Es una verdad indiscutible la que esbozó Cristina Kirchner hace unos días: el poder no es es una banda y un bastón. En todos los órdenes de la vida, el poder es una costrucción abarcativa que requiere legitimidad y respaldo, al menos de un entorno sólido, requiere que las decisiones estratégicas del poderoso se ejecuten o al menos haya un grupo dispuesto a llevarlas a cabo.

Un cargo, un símbolo, no son poder, la vicepresidenta lo sabe y lo explica. Lo vivió con su marido Néstor Kirchner en 2003, cuando llegó con el 22% de los votos y el poder, estaba en manos de quien lo seleccionó como candidato: Eduardo Duhalde. Los Kirchner construyeron su poder, con capacidad y especialmente con decisión.

Alberto Fernández no construyó. Tuvo la ocasión, cuando la pandemia y el manejo inicial de la misma, le otorgaban el 80% de imagen positiva, era el momento de elaborar una construcción relámpago que lo sustentara luego de la crisis sanitaria, pero se le venció el plazo, tiempos en que Cristina, por ejemplo, guardaba silencio.

El presidente llegó al cargo sin poder. Su contribución electoral a la sumatoria de votos del Frente de Todos fue ínfima, por lo cual su dependencia de los sectores electoralmente potentes de dicha alianza, era absoluta.

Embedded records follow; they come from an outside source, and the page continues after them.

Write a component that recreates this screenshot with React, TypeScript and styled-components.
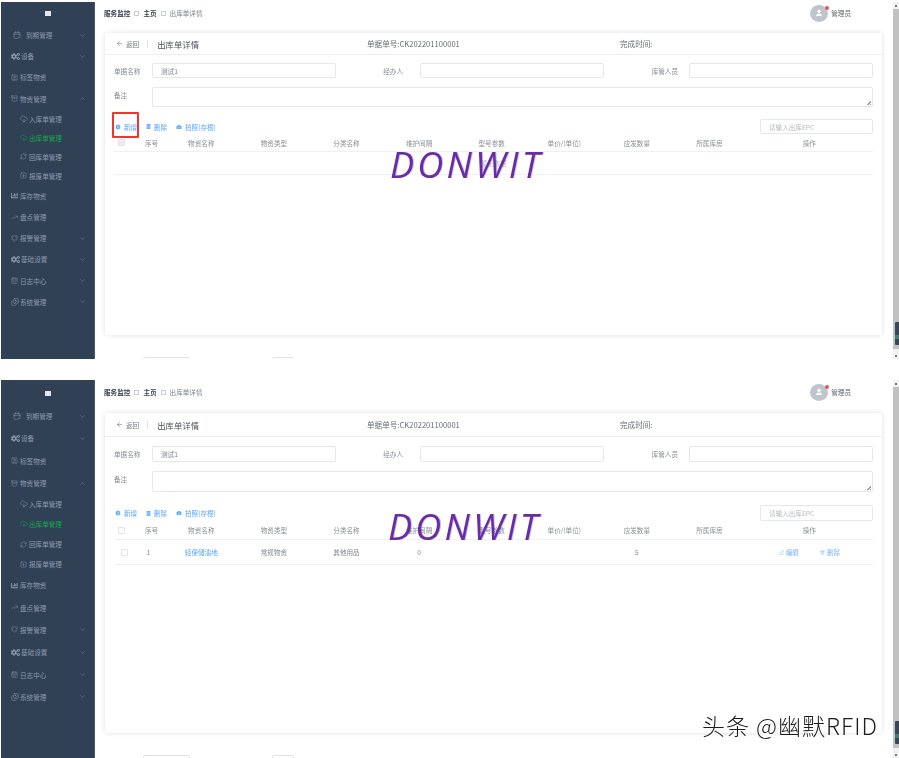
import * as React from 'react';
import styled, {createGlobalStyle, ThemeProvider} from 'styled-components';
import {
  Archive,
  ArrowLeft,
  BellRing,
  CalendarDays,
  CalendarMinus,
  Camera,
  ChevronDown,
  ChevronUp,
  CloudDownload,
  CloudUpload,
  Images,
  PenLine,
  PlusCircle,
  RefreshCw,
  SquareArrowDown,
  SquareUser,
  Trash2,
  TrendingUp,
  User,
} from 'lucide-react';
import {FaChartBar, FaCogs, FaTrashAlt} from 'react-icons/fa';

const FONT = '"Noto Sans CJK SC", "Liberation Sans", sans-serif';

interface Metrics {
  shotHeight: number;
  brand: number;
  menuRow: number;
  subRow: number;
  crumb: number;
  cardHeight: number;
  cardHead: number;
  formTop: number;
  field: number;
  formGap: number;
  note: number;
  toolGap: number;
  headRow: number;
  bodyRow: number;
}

const shortShot: Metrics = {
  shotHeight: 357,
  brand: 22.5,
  menuRow: 21.2,
  subRow: 19,
  crumb: 22,
  cardHeight: 302,
  cardHead: 22,
  formTop: 8,
  field: 15,
  formGap: 9,
  note: 20,
  toolGap: 12,
  headRow: 18,
  bodyRow: 23,
};

const tallShot: Metrics = {
  shotHeight: 378,
  brand: 25,
  menuRow: 22.3,
  subRow: 20,
  crumb: 24,
  cardHeight: 320,
  cardHead: 24,
  formTop: 9,
  field: 16,
  formGap: 9,
  note: 21,
  toolGap: 13,
  headRow: 19,
  bodyRow: 25,
};

const GlobalStyle = createGlobalStyle`
  html, body {
    margin: 0;
    padding: 0;
    background: #fff;
    overflow: hidden;
  }
  body {
    font-family: ${FONT};
    font-size: 6.6px;
    color: #606266;
  }
  *, *::before, *::after {
    box-sizing: border-box;
  }
`;

const Page = styled.div`
  position: relative;
  display: flex;
  flex-direction: column;
  gap: 21px;
  width: 899px;
  height: 758px;
  padding-top: 2px;
  overflow: hidden;
`;

const Shot = styled.section`
  position: relative;
  height: ${p => p.theme.shotHeight}px;
  overflow: hidden;
`;

const Frame = styled.div`
  display: flex;
  height: 100%;
  padding-left: 1px;
  filter: blur(0.55px);
`;

const Sidebar = styled.nav`
  flex: 0 0 94px;
  background: #304156;
  border-right: 1px solid #46586e;
`;

const Brand = styled.div`
  display: flex;
  align-items: center;
  justify-content: center;
  height: ${p => p.theme.brand}px;
  padding-top: 1px;
`;

const BrandMark = styled.span`
  width: 6px;
  height: 5px;
  background: #e4e7eb;
`;

const MenuRow = styled.div<{$sub?: boolean; $active?: boolean}>`
  display: flex;
  align-items: center;
  height: ${p => (p.$sub ? p.theme.subRow : p.theme.menuRow)}px;
  padding-left: ${p => (p.$sub ? 19 : 10)}px;
  padding-right: 8px;
  color: ${p => (p.$active ? '#17a34a' : '#8d9aab')};
  font-size: 6.6px;
  white-space: nowrap;
`;

const MenuIcon = styled.span<{$width: number}>`
  display: flex;
  align-items: center;
  flex: 0 0 ${p => p.$width}px;
`;

const MenuChevron = styled.span`
  display: flex;
  margin-left: auto;
  color: #6c7c90;
`;

const Main = styled.main`
  flex: 1;
  min-width: 0;
  display: flex;
  flex-direction: column;
  padding: 0 11px 0 10px;
`;

const TopBar = styled.header`
  display: flex;
  align-items: center;
  justify-content: space-between;
  flex: 0 0 auto;
  height: ${p => p.theme.crumb}px;
  margin-bottom: 9px;
  padding-right: 31px;
`;

const Crumbs = styled.div`
  display: flex;
  align-items: center;
  gap: 4px;
  margin-left: -1px;
`;

const Crumb = styled.span<{$strong?: boolean}>`
  color: ${p => (p.$strong ? '#3d4654' : '#7d838c')};
  font-weight: ${p => (p.$strong ? 700 : 400)};
`;

const CrumbMark = styled.span`
  width: 5px;
  height: 5px;
  border: 1px solid #c9cdd3;
`;

const UserBox = styled.div`
  display: flex;
  align-items: center;
  gap: 3px;
  color: #5f6670;
`;

const Avatar = styled.span`
  position: relative;
  display: flex;
  align-items: center;
  justify-content: center;
  width: 18px;
  height: 17px;
  border-radius: 50%;
  background: #c0c4cc;
  color: #fff;

  &::after {
    content: '';
    position: absolute;
    top: 1px;
    right: -1px;
    width: 4px;
    height: 4px;
    border-radius: 50%;
    background: #f0525a;
  }
`;

const Card = styled.div`
  display: flex;
  flex-direction: column;
  flex: 0 0 auto;
  height: ${p => p.theme.cardHeight}px;
  background: #fff;
  border-radius: 2px;
  box-shadow: 0 0 5px rgba(0, 0, 0, 0.13);
`;

const CardHead = styled.div`
  display: grid;
  grid-template-columns: 251px 253px 1fr;
  align-items: center;
  flex: 0 0 auto;
  height: ${p => p.theme.cardHead}px;
  padding-left: 11px;
  border-bottom: 1px solid #eceef2;
  font-size: 7.6px;
  color: #676c73;
`;

const BackGroup = styled.div`
  display: flex;
  align-items: center;
`;

const BackLink = styled.span`
  display: flex;
  align-items: center;
  gap: 3px;
  font-size: 6.6px;
  color: #737980;
`;

const HeadDivider = styled.span`
  width: 1px;
  height: 8px;
  margin: 0 9px 0 8px;
  background: #dfe2e6;
`;

const PageTitle = styled.span`
  font-size: 8.4px;
  color: #4c5158;
`;

const CardBody = styled.div`
  flex: 1;
  padding: ${p => p.theme.formTop}px 9px 0;
`;

const FormRow = styled.div`
  display: grid;
  grid-template-columns: 38px 184px 84px 184px 85px 184px;
  align-items: center;
`;

const NoteRow = styled.div`
  display: grid;
  grid-template-columns: 38px 1fr;
  align-items: start;
  margin-top: ${p => p.theme.formGap}px;
`;

const FieldLabel = styled.label<{$right?: number}>`
  color: #868b92;
  text-align: ${p => (p.$right ? 'right' : 'left')};
  padding-right: ${p => p.$right ?? 0}px;
`;

const NoteLabel = styled(FieldLabel)`
  padding-top: 3px;
`;

const TextField = styled.input`
  width: 100%;
  height: ${p => p.theme.field}px;
  padding: 0 8px;
  border: 1px solid #e4e7ed;
  border-radius: 2px;
  outline: none;
  background: #fff;
  font-family: ${FONT};
  font-size: 6.6px;
  color: #7b8088;

  &::placeholder {
    color: #b6bac2;
    opacity: 1;
  }
`;

const NoteBox = styled.div`
  position: relative;
  height: ${p => p.theme.note}px;
  border: 1px solid #e4e7ed;
  border-radius: 2px;

  &::after {
    content: '';
    position: absolute;
    right: 1px;
    bottom: 1px;
    width: 4px;
    height: 4px;
    background: linear-gradient(135deg, transparent 50%, #9a9ea5 50%, #9a9ea5 65%, transparent 65%, transparent 78%, #9a9ea5 78%);
  }
`;

const Toolbar = styled.div`
  display: flex;
  align-items: center;
  height: ${p => p.theme.field}px;
  margin-top: ${p => p.theme.toolGap}px;
  color: #5aa5fb;
`;

const ToolButton = styled.span<{$marked?: boolean; $width: number}>`
  position: relative;
  display: flex;
  align-items: center;
  gap: 3px;
  flex: 0 0 ${p => p.$width}px;
  padding-left: 1px;

  ${p =>
    p.$marked &&
    `&::after {
      content: '';
      position: absolute;
      left: -2px;
      top: -10px;
      width: 27px;
      height: 26px;
      border: 2px solid #f0362c;
      border-radius: 1px;
    }`}
`;

const SearchBox = styled.div`
  width: 113px;
  margin-left: auto;
`;

const SearchField = styled(TextField)`
  display: block;
`;

const GridRow = styled.div<{$head?: boolean}>`
  display: grid;
  grid-template-columns: 31px 20px repeat(8, 72.6px) 1fr;
  align-items: center;
  height: ${p => (p.$head ? p.theme.headRow : p.theme.bodyRow)}px;
  border-bottom: 1px solid #eef0f3;
  color: ${p => (p.$head ? '#8a8f96' : '#82878e')};
`;

const Cell = styled.span`
  text-align: center;
  white-space: nowrap;
`;

const IndexCell = styled.span`
  white-space: nowrap;
`;

const LinkCell = styled(Cell)`
  color: #5aa5fb;
`;

const CheckCell = styled.span<{$inset: number}>`
  display: flex;
  padding-left: ${p => p.$inset}px;
`;

const CheckBox = styled.span<{$disabled?: boolean}>`
  width: 7px;
  height: 7px;
  border: 1px solid #dfe3ea;
  border-radius: 1px;
  background: ${p => (p.$disabled ? '#e9edf4' : '#fff')};
`;

const ActionCell = styled.span`
  display: flex;
  justify-content: center;
  gap: 21px;
  color: #7fb6fb;
`;

const Action = styled.span`
  display: flex;
  align-items: center;
  gap: 2px;
`;

const EmptyRow = styled.div`
  display: flex;
  align-items: center;
  justify-content: center;
  height: ${p => p.theme.bodyRow}px;
  border-bottom: 1px solid #eef0f3;
  color: #b8bcc3;
`;

const Pager = styled.div`
  display: flex;
  gap: 82px;
  flex: 0 0 auto;
  margin: 22px 0 0 38px;
`;

const PagerBox = styled.span<{$width: number}>`
  width: ${p => p.$width}px;
  height: 12px;
  border: 1px solid #dfe2e6;
  border-radius: 2px;
`;

const ScrollBar = styled.aside`
  position: relative;
  display: flex;
  flex-direction: column;
  flex: 0 0 6px;
  background: #f1f1f1;
`;

const ScrollArrow = styled.span`
  flex: 0 0 7px;
  display: flex;
  align-items: center;
  justify-content: center;

  &::before {
    content: '';
    width: 2px;
    height: 2px;
    background: #777;
  }
`;

const ScrollThumb = styled.span`
  flex: 1;
  margin-bottom: 3px;
  background: #c1c1c1;
`;

const FloatWidget = styled.span`
  position: absolute;
  right: 0;
  bottom: 14px;
  width: 4px;
  height: 23px;
  border-radius: 1px 0 0 1px;
  background: linear-gradient(180deg, #3b4656 0 55%, #4f7a70 55% 75%, #3b4656 75%);
`;

const Watermark = styled.div<{$left: number; $top: number}>`
  position: absolute;
  left: ${p => p.$left}px;
  top: ${p => p.$top}px;
  font-family: "Open Sans", sans-serif;
  font-style: italic;
  font-size: 36px;
  line-height: 40px;
  letter-spacing: 3.2px;
  color: #6b2ca3;
  text-shadow: 1px 0 0 rgba(70, 70, 200, 0.35);
`;

const Signature = styled.div`
  position: absolute;
  left: 702px;
  top: 709px;
  font-family: ${FONT};
  font-size: 23px;
  line-height: 32px;
  letter-spacing: 1px;
  font-weight: 300;
  color: #1d1d1d;
  white-space: nowrap;
  text-shadow: 1px 1px 0 rgba(255, 255, 255, 0.8);
`;

type MenuItem = {
  label: string;
  icon: React.ReactNode;
  slot?: number;
  chevron?: 'up' | 'down';
  sub?: boolean;
  active?: boolean;
};

const menu: MenuItem[] = [
  {label: '到期管理', icon: <CalendarMinus size={8} strokeWidth={1.5} style={{marginLeft: 2}} />, slot: 15, chevron: 'down'},
  {label: '设备', icon: <FaCogs size={9} />, slot: 10, chevron: 'down'},
  {label: '标签物资', icon: <SquareUser size={7} strokeWidth={1.5} />},
  {label: '物资管理', icon: <Archive size={7} strokeWidth={1.5} />, chevron: 'up'},
  {label: '入库单管理', icon: <CloudDownload size={8} strokeWidth={1.5} />, sub: true},
  {label: '出库单管理', icon: <CloudUpload size={8} strokeWidth={1.5} />, sub: true, active: true},
  {label: '回库单管理', icon: <RefreshCw size={7} strokeWidth={1.5} />, sub: true},
  {label: '报废单管理', icon: <SquareArrowDown size={7} strokeWidth={1.5} />, sub: true},
  {label: '库存物资', icon: <FaChartBar size={7} />},
  {label: '盘点管理', icon: <TrendingUp size={7} strokeWidth={1.5} />},
  {label: '报警管理', icon: <BellRing size={7} strokeWidth={1.5} />, chevron: 'down'},
  {label: '基础设置', icon: <FaCogs size={9} />, slot: 10, chevron: 'down'},
  {label: '日志中心', icon: <CalendarDays size={7} strokeWidth={1.5} />, chevron: 'down'},
  {label: '系统管理', icon: <Images size={8} strokeWidth={1.5} />, chevron: 'down'},
];

const columns = ['物资名称', '物资类型', '分类名称', '维护间隔', '型号参数', '单价/(单位)', '应发数量', '所属库房'];

const SideMenu = () => (
  <Sidebar>
    <Brand>
      <BrandMark />
    </Brand>
    {menu.map(item => (
      <MenuRow key={item.label} $sub={item.sub} $active={item.active}>
        <MenuIcon $width={item.slot ?? 9}>{item.icon}</MenuIcon>
        {item.label}
        {item.chevron && (
          <MenuChevron>
            {item.chevron === 'up' ? <ChevronUp size={7} /> : <ChevronDown size={7} />}
          </MenuChevron>
        )}
      </MenuRow>
    ))}
  </Sidebar>
);

const DetailTable = ({filled}: {filled: boolean}) => (
  <div>
    <GridRow $head>
      <CheckCell $inset={4}>
        <CheckBox $disabled={!filled} />
      </CheckCell>
      <IndexCell>序号</IndexCell>
      {columns.map(name => (
        <Cell key={name}>{name}</Cell>
      ))}
      <Cell>操作</Cell>
    </GridRow>
    {filled ? (
      <GridRow>
        <CheckCell $inset={7}>
          <CheckBox />
        </CheckCell>
        <IndexCell>&nbsp;1</IndexCell>
        <LinkCell>轻便储油地</LinkCell>
        <Cell>常规物资</Cell>
        <Cell>其他用品</Cell>
        <Cell>0</Cell>
        <Cell />
        <Cell />
        <Cell>5</Cell>
        <Cell />
        <ActionCell>
          <Action>
            <PenLine size={5} />
            编辑
          </Action>
          <Action>
            <Trash2 size={5} />
            删除
          </Action>
        </ActionCell>
      </GridRow>
    ) : (
      <EmptyRow>暂无数据</EmptyRow>
    )}
  </div>
);

const OutboundDetail = ({filled}: {filled: boolean}) => (
  <Frame>
    <SideMenu />
    <Main>
      <TopBar>
        <Crumbs>
          <Crumb $strong>服务监控</Crumb>
          <CrumbMark />
          <Crumb $strong>主页</Crumb>
          <CrumbMark />
          <Crumb>出库单详情</Crumb>
        </Crumbs>
        <UserBox>
          <Avatar>
            <User size={8} fill="#fff" />
          </Avatar>
          管理员
        </UserBox>
      </TopBar>
      <Card>
        <CardHead>
          <BackGroup>
            <BackLink>
              <ArrowLeft size={7} />
              返回
            </BackLink>
            <HeadDivider />
            <PageTitle>出库单详情</PageTitle>
          </BackGroup>
          <span>单据单号:CK202201100001</span>
          <span>完成时间:</span>
        </CardHead>
        <CardBody>
          <FormRow>
            <FieldLabel>单据名称</FieldLabel>
            <TextField readOnly value="测试1" />
            <FieldLabel $right={17}>经办人</FieldLabel>
            <TextField readOnly />
            <FieldLabel $right={11}>库管人员</FieldLabel>
            <TextField readOnly />
          </FormRow>
          <NoteRow>
            <NoteLabel>备注</NoteLabel>
            <NoteBox />
          </NoteRow>
          <Toolbar>
            <ToolButton $width={31} $marked={!filled}>
              <PlusCircle size={6} fill="#409eff" stroke="#fff" />
              新增
            </ToolButton>
            <ToolButton $width={30}>
              <FaTrashAlt size={5} />
              删除
            </ToolButton>
            <ToolButton $width={50}>
              <Camera size={6} fill="#409eff" stroke="#dbeafe" />
              拍照(存根)
            </ToolButton>
            <SearchBox>
              <SearchField readOnly placeholder="请输入出库EPC" />
            </SearchBox>
          </Toolbar>
          <DetailTable filled={filled} />
        </CardBody>
      </Card>
      <Pager>
        <PagerBox $width={47} />
        <PagerBox $width={22} />
      </Pager>
    </Main>
    <ScrollBar>
      <ScrollArrow />
      <ScrollThumb />
      <ScrollArrow />
      <FloatWidget />
    </ScrollBar>
  </Frame>
);

export default function App() {
  return (
    <>
      <GlobalStyle />
      <Page>
        <ThemeProvider theme={shortShot}>
          <Shot>
            <OutboundDetail filled={false} />
            <Watermark $left={390} $top={143}>DONWIT</Watermark>
          </Shot>
        </ThemeProvider>
        <ThemeProvider theme={tallShot}>
          <Shot>
            <OutboundDetail filled />
            <Watermark $left={388} $top={127}>DONWIT</Watermark>
          </Shot>
        </ThemeProvider>
        <Signature>头条 @幽默RFID</Signature>
      </Page>
    </>
  );
}
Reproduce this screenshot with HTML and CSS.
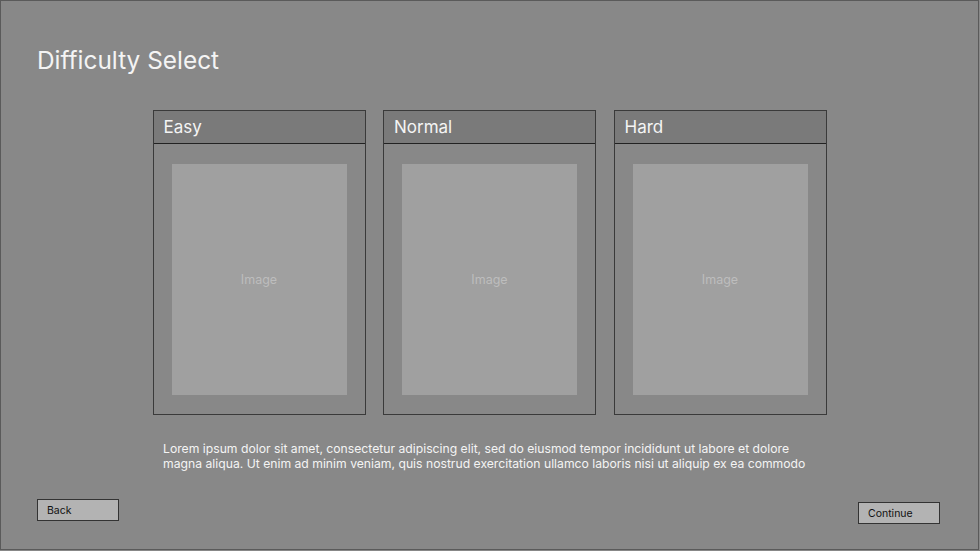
FILE: index.html
```html
<!DOCTYPE html>
<html lang="en">
<head>
    <meta charset="UTF-8">
    <meta name="viewport" content="width=device-width, initial-scale=1.0">
    <title>Difficulty Select</title>
    <link rel="stylesheet" href="styles.css">
</head>
<body>
    <div class="screen">
        <h1 class="title">Difficulty Select</h1>

        <div class="cards">
            <div class="card">
                <div class="card-header">Easy</div>
                <div class="card-body">
                    <div class="card-image">Image</div>
                </div>
            </div>
            <div class="card">
                <div class="card-header">Normal</div>
                <div class="card-body">
                    <div class="card-image">Image</div>
                </div>
            </div>
            <div class="card">
                <div class="card-header">Hard</div>
                <div class="card-body">
                    <div class="card-image">Image</div>
                </div>
            </div>
        </div>

        <p class="description">
            Lorem ipsum dolor sit amet, consectetur adipiscing elit, sed do eiusmod tempor incididunt ut labore et dolore<br>
            magna aliqua. Ut enim ad minim veniam, quis nostrud exercitation ullamco laboris nisi ut aliquip ex ea commodo
        </p>

        <div class="actions">
            <button class="btn">Back</button>
            <button class="btn btn-continue">Continue</button>
        </div>
    </div>
</body>
</html>
```

FILE: styles.css
```css
* {
    margin: 0;
    padding: 0;
    box-sizing: border-box;
}
body {
    font-family: Inter, "Noto Sans", sans-serif;
    background: #888888;
    width: 980px;
    height: 551px;
    overflow: hidden;
}
.screen {
    width: 979px;
    height: 550px;
    background: #888888;
    border: 1px solid #5a5a5a;
    padding: 0 36px;
    display: flex;
    flex-direction: column;
}
.title {
    font-size: 24.4px;
    font-weight: 400;
    color: #f4f4f4;
    line-height: 32px;
    margin-top: 43px;
    margin-bottom: 34px;
}
.cards {
    display: flex;
    justify-content: center;
    gap: 17.5px;
}
.card {
    width: 213px;
    height: 305px;
    border: 1px solid #3a3a3a;
    background: #888888;
    display: flex;
    flex-direction: column;
}
.card-header {
    height: 33px;
    background: #7a7a7a;
    border-bottom: 1px solid #222222;
    color: #f4f4f4;
    font-size: 17px;
    line-height: 33px;
    padding-left: 10px;
}
.card-body {
    flex: 1;
    padding: 20px 18px 19px;
}
.card-image {
    height: 100%;
    background: #a0a0a0;
    color: #bdbdbd;
    font-size: 12.5px;
    display: flex;
    align-items: center;
    justify-content: center;
}
.description {
    margin: 26px 0 0 126px;
    font-size: 12.2px;
    line-height: 15px;
    color: #f4f4f4;
}
.actions {
    display: flex;
    justify-content: space-between;
    align-items: flex-start;
    margin-top: 28px;
    padding-right: 2px;
}
.btn {
    width: 82px;
    height: 22px;
    background: #b3b3b3;
    border: 1px solid #333333;
    font-family: inherit;
    font-size: 10.5px;
    color: #111111;
    text-align: left;
    padding-left: 9px;
    cursor: pointer;
}
.btn-continue {
    margin-top: 3px;
}
```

Cuando Andrés Larroque dice que Fernández "rompió el contrato electoral", lo que dice es que el presidente se desmarcó de la pautas y condiciones aceptadas por el propio Alberto, que determinaron que Cristina decidiera ofrecerle la postulación. Y si esto es así, es lógico que el presidente debió prever el alejamiento del sector que lo llevó al poder.

Ahora bien. Esa jugada puede ser una estrategia y estaría bien desde el estricto punto de vista del juego de poder, si tuviese donde recostarse, si hubiera construido una base desde la cual disputarle al kirchnerismo, como este movimiento hizo en su momento para destronar al duhaldismo. 

Pero eso jamás ocurrió. Alberto asienta su respaldo político en el llamado Grupo Callao, unos pocos dirigentes de reducida experiencia y menos influencia política, y otros cuatro o cinco seguidores que ahora son ministros o funcionarios de altos cargos.

Y estos últimos, son los mismos funcionarios que hoy lo critican severamente hacia adentro, por no "ponerse los pantalones". Es decir, su propia gente quiere ir a la batalla, incluso estando esta perdida, como los 300 del espartano Leónidas, pero Leónidas en este caso, rehuye el combate.

Esto lo conduce al camino del emitaño, el que parece ambicionar la soledad, repeliendo a extraños pero también a propios, un combatiente pacifista, un boxeador manco. 

Zaratustra en su soledad, analiza los vericuetos mas recónditos del hombre, los interpreta, profundiza y postula la muerte de Dios. La soledad de Alberto es un tanto menos profunda y todo indica que su legado, será bastante mas pobre.